Towards advanced modelling in hazard management

These models provide more realistic insights into flow dynamics, impact zones, and runout distances -ultimately enabling better-informed decisions and more effective risk mitigation. "Our aim is not to replace existing 2D tools, but to offer a complementary solution where classical models may reach their limits. We are actively working to make our model accessible and usable for practitioners and authorities," Gaume explains.

"We hold the authorities in the Lötschental and in Brienz in the highest regard for the exemplary way in which they have managed - and continue to manage - the situation, and we feel deep compassion for the residents who have lost their homes and belongings," Gaume emphasises. "Tragically, the glacier collapse also claimed one life, which reminds us of the very real human cost behind these natural disasters."

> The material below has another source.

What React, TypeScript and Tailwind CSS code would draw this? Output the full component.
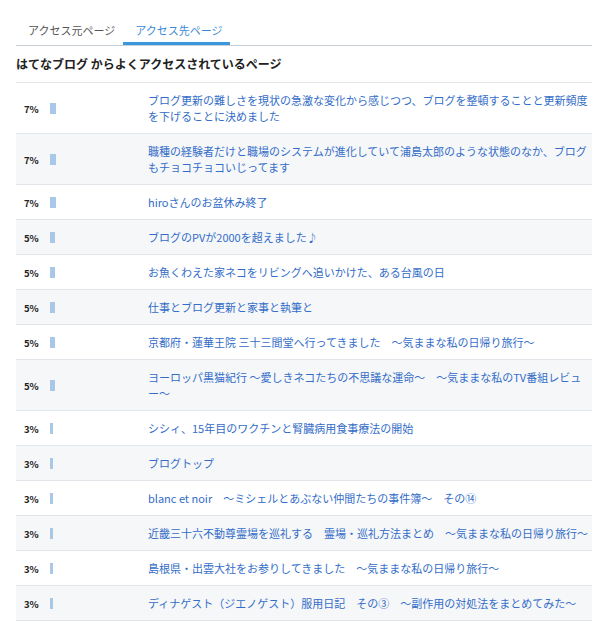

This further strengthens Gaume's resolve to do everything possible to ensure that forecasting and early warning of such events becomes even more effective in the future. Looking back at the early stages of modelling the rock-ice avalanche, Gaume recalls the uneasy awe he felt when the simulations first indicated a possible destruction of the village:

"On my side, the initial results I obtained seemed rather unrealistic, particularly due to the significant upslope flow toward Weissenried. Had I had the opportunity to visit the site before running the simulation, I would likely have found these results even less plausible, given the elevation of the village relative to the Lonza. I therefore felt it was essential to discuss them with my colleagues before taking any more formal steps."

With their newly developed model, the researchers from ETH and SLF have taken an important step toward making 3D simulation tools even more accurate for future hazard assessments - especially in complex alpine environments - and, hopefully, helping to reduce the extent of damage and loss in the future.